HERKESİN ORTAK SORUNU 
 
Üç temelde çalışmalar yürüttüklerini aktaran Ayman, “Belediyelere atanan kayyımlar ya eğiticilerimizi işten çıkardı ya da birimi değiştirildi. Kayyım atamaları, görüştüğümüz kadın eşbaşkanların görevden alınması, tutuklanması gibi durumlar yaşayınca, çok isteyerek ve amaçlayarak başlattığımız süreç durmuş oldu. İstediğimiz gibi gitmedi, büyük engeller çıktı. Eğiticilerimiz belediyelerde değil. Grup çalışması olmayınca yayınlar da anlamsız oluyor. Bu noktada hepimizin yaşadığı ortak bir sorun bu. Bundan sonrasını hep beraber konuşacağız” dedi. 
 
‘SÖMÜRGE VALİ’ BENZETMESİ
 
Kayyımları “sömürge valilere” benzeten Ayman, şöyle devam etti: “Devlet adını koydu. Kuzey ve Batı medeniyeti, sömürge üzerine kuruldu, onların da yöntemi bu oldu. Bu kayyım, bir taraftan bunu çok ifşa etti. ‘Ben sömürgeciyim, burası benim sömürgem, sana vali atıyorum’ deyip, vali atıyor. ‘Sen yoksun, ben varım’ anlayışıdır. Buna karşı Kürtçenin korunması gerekiyor. Geliyor gelmekte olan. Dilimizle ilgili mücadele etmeliyiz. Kürtçeyi yaşatmalıyız, bunu taşıyan kadınları öne çıkarmalıyız. Dilsel ve kültürel hakları öne çıkarmamızın çok iyi olacağını düşünüyorum. Diğerlerini zaten biliyoruz.

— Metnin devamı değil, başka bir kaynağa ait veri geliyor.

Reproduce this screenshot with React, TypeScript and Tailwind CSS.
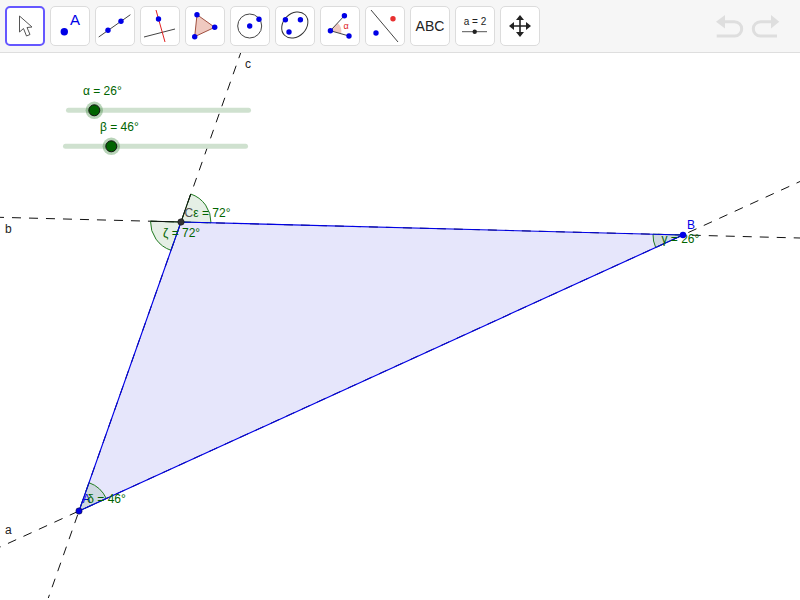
import React from 'react';

const BLUE = '#0000e6';
const Dot = ({ x, y, r = 2.7, c = BLUE }: { x: number; y: number; r?: number; c?: string }) => (
    <circle cx={x} cy={y} r={r} fill={c} />
);

// Toolbar icons, drawn in the 40x40 box of each button
const icons: React.ReactNode[] = [
    <path key="move" d="M14.500 10 L14.500 26 L18.500 22.500 L21.500 30 L25 28.500 L22 21.500 L27 21 Z" fill="#fff" stroke="#555" strokeWidth={1} strokeLinejoin="round" />,
    <g key="point">
        <circle cx={14.300} cy={25.700} r={3.700} fill={BLUE} />
        <text x={20} y={19.300} fontSize={15} fill={BLUE} className="font-['Liberation_Sans']">A</text>
    </g>,
    <g key="line">
        <line x1={3.700} y1={31} x2={35.400} y2={8.700} stroke="#444" strokeWidth={1} />
        <Dot x={13} y={24.300} />
        <Dot x={26} y={15.300} />
    </g>,
    <g key="perp">
        <line x1={4} y1={31} x2={35} y2={23} stroke="#444" strokeWidth={1} />
        <line x1={16} y1={4} x2={25} y2={36} stroke="#e02020" strokeWidth={1} />
        <Dot x={18.500} y={13} />
    </g>,
    <g key="polygon">
        <path d="M12 8.700 L29.700 21.300 L9.700 30.700 Z" fill="#efc9c0" stroke="#a05040" strokeWidth={1} />
        <Dot x={12} y={8.700} />
        <Dot x={29.700} y={21.300} />
        <Dot x={9.700} y={30.700} />
    </g>,
    <g key="circle">
        <circle cx={19.700} cy={20} r={12} fill="none" stroke="#444" strokeWidth={1} />
        <Dot x={19.700} y={20} />
        <Dot x={29} y={13.300} />
    </g>,
    <g key="conic">
        <ellipse cx={19.800} cy={19} rx={14.500} ry={11.500} transform="rotate(-45 19.800 19)" fill="none" stroke="#333" strokeWidth={1} />
        <Dot x={10.400} y={13.700} />
        <Dot x={25.400} y={13.700} />
        <Dot x={14} y={26} />
    </g>,
    <g key="angle">
        <path d="M10.400 24.700 L17.800 17 A11 11 0 0 1 21 27.600 Z" fill="#efc9c0" />
        <path d="M24.400 9.700 L10.400 24.700 L29 30" fill="none" stroke="#444" strokeWidth={1} />
        <Dot x={24.400} y={9.700} />
        <Dot x={10.400} y={24.700} />
        <Dot x={29} y={30} />
        <text x={23.500} y={22.500} fontSize={9} fill="#e02020" className="font-['Liberation_Sans']">α</text>
    </g>,
    <g key="reflect">
        <line x1={6} y1={4} x2={33} y2={36} stroke="#444" strokeWidth={1} />
        <Dot x={28} y={12.700} c="#e83030" />
        <Dot x={11} y={27} />
    </g>,
    <text key="abc" x={20} y={25.300} fontSize={14} textAnchor="middle" fill="#222" className="font-['Liberation_Sans']">ABC</text>,
    <g key="slider">
        <text x={20} y={18.800} fontSize={10} textAnchor="middle" fill="#222" className="font-['Liberation_Sans']">a = 2</text>
        <line x1={7} y1={25.700} x2={32} y2={25.700} stroke="#555" strokeWidth={1} />
        <circle cx={19.700} cy={25.700} r={2.200} fill="#222" />
    </g>,
    <path key="pan" d="M20 9 L24 14 L20.800 14 L20.800 19.200 L26 19.200 L26 16 L31 20 L26 24 L26 20.800 L20.800 20.800 L20.800 26 L24 26 L20 31 L16 26 L19.200 26 L19.200 20.800 L14 20.800 L14 24 L9 20 L14 16 L14 19.200 L19.200 19.200 L19.200 14 L16 14 Z" fill="#222" />
];

const ToolButton = ({ active, children }: { active?: boolean; children: React.ReactNode }) => (
    <button
        className={`w-10 h-10 shrink-0 bg-white rounded-[5px] ${active ? 'border-2 border-[#6557ff]' : 'border border-[#dcdcdc]'}`}
    >
        <svg width="40" height="40" viewBox="0 0 40 40" className={active ? '-m-0.5' : '-m-px'}>
            {children}
        </svg>
    </button>
);

const GREEN = '#006400';
const angles = [
    'M181 222 L190.700 194 A29.700 29.700 0 0 1 211 222.800 Z',
    'M181 222 L150.500 221.200 A30 30 0 0 0 171 250.300 Z',
    'M683 235 L653 234.200 A30 30 0 0 0 655.700 247.500 Z',
    'M79 511 L106.300 498.500 A30 30 0 0 0 89 482.700 Z'
];

const labels = [
    { x: 83, y: 94.500, t: 'α = 26°', c: GREEN },
    { x: 100, y: 131, t: 'β = 46°', c: GREEN },
    { x: 245, y: 68, t: 'c', c: '#222' },
    { x: 5, y: 233, t: 'b', c: '#222' },
    { x: 5, y: 534, t: 'a', c: '#222' },
    { x: 184.500, y: 216.700, t: 'C', c: '#555' },
    { x: 193.300, y: 216.700, t: 'ε = 72°', c: GREEN },
    { x: 163, y: 236.700, t: 'ζ = 72°', c: GREEN },
    { x: 687, y: 229, t: 'B', c: BLUE },
    { x: 661.500, y: 242.500, t: 'γ = 26°', c: GREEN },
    { x: 82.500, y: 503, t: 'A', c: BLUE },
    { x: 87.300, y: 502.700, t: 'δ = 46°', c: GREEN }
];

const Slider = ({ x1, x2, y, at }: { x1: number; x2: number; y: number; at: number }) => (
    <g>
        <line x1={x1} y1={y} x2={x2} y2={y} stroke="#cfe1cf" strokeWidth={5} strokeLinecap="round" />
        <circle cx={at} cy={y} r={8.700} fill="#006400" opacity={0.28} />
        <circle cx={at} cy={y} r={5.500} fill={GREEN} stroke="#111" strokeWidth={1} />
    </g>
);

export default function App() {
    return (
        <div className="w-[800px] h-[600px] flex flex-col bg-white overflow-hidden">
            {/* Toolbar */}
            <div className="h-[53px] shrink-0 flex items-start justify-between pt-1.5 pl-[5px] pr-5 bg-[#f6f6f6] border-b border-[#dedede]">
                <div className="flex gap-[5px]">
                    {icons.map((icon, i) => (
                        <ToolButton key={i} active={i === 0}>{icon}</ToolButton>
                    ))}
                </div>
                <svg width="64" height="40" viewBox="0 0 64 40" className="text-[#dedede]">
                    <path d="M8 15.700 L18.500 15.700 A7.200 7.200 0 0 1 18.500 30.100 L0.700 30.100" fill="none" stroke="currentColor" strokeWidth={3} />
                    <path d="M0 15.700 L9 9 L9 22.400 Z" fill="currentColor" />
                    <path d="M56 15.700 L44.500 15.700 A7.200 7.200 0 0 0 44.500 30.100 L61 30.100" fill="none" stroke="currentColor" strokeWidth={3} />
                    <path d="M63.300 15.700 L55 9 L55 22.400 Z" fill="currentColor" />
                </svg>
            </div>

            {/* Drawing area */}
            <div className="flex-1 min-h-0">
                <svg width="800" height="547" viewBox="0 53 800 547" className="block">
                    <path d="M181 222 L683 235 L79 511 Z" fill="#e6e6fb" />
                    <g stroke="#111" strokeWidth={1} strokeDasharray="9 8" fill="none">
                        <line x1={-7.500} y1={550.500} x2={800} y2={181.500} />
                        <line x1={-5} y1={217.200} x2={800} y2={238} />
                        <line x1={241.800} y1={49.700} x2={48.300} y2={598} />
                    </g>
                    {angles.map((d, i) => (
                        <path key={i} d={d} fill="#006400" fillOpacity={0.1} stroke="#1f7a1f" strokeWidth={1} />
                    ))}
                    <path d="M181 222 L190.700 194 M181 222 L150.500 221.200" stroke="#111" strokeWidth={1} fill="none" />
                    <path d="M181 222 L683 235 L79 511 Z" fill="none" stroke={BLUE} strokeWidth={1.150} />
                    <Slider x1={68.500} x2={248.500} y={110.300} at={94.300} />
                    <Slider x1={65.500} x2={245.500} y={146.300} at={111.300} />
                    {labels.map((l) => (
                        <text key={l.t} x={l.x} y={l.y} fontSize={12} fill={l.c} className="font-['Liberation_Sans']">{l.t}</text>
                    ))}
                    <circle cx={181} cy={222} r={3.200} fill="#333" stroke="#111" strokeWidth={0.5} />
                    <circle cx={683} cy={235} r={3.200} fill={BLUE} />
                    <circle cx={79} cy={511} r={3.200} fill={BLUE} stroke="#111" strokeWidth={0.5} />
                </svg>
            </div>
        </div>
    );
}
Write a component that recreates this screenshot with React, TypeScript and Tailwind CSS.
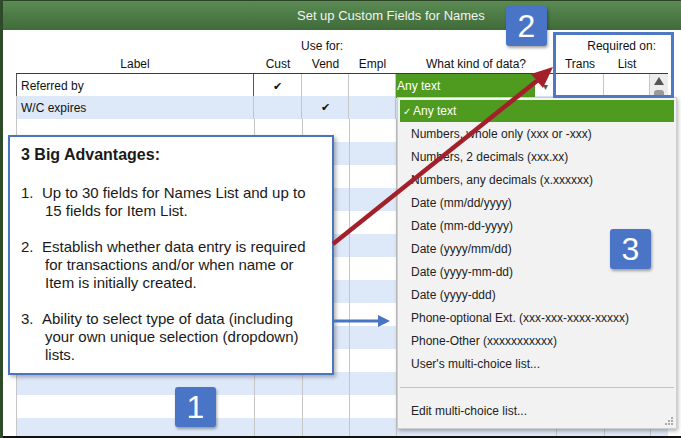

Kürt kadınları ve dil ile ilgili atölye çalışmaları yürütülebilir.” 
 
Kayyımların aynı zamanda asimilasyon politikaları uyguladığını söyleyen Ayman, HDP’ye buna karşı toplantı ve panellerin düzenlenmesi önerisinde bulundu. 
 
Panel, verilen aranın ardından devam edecek.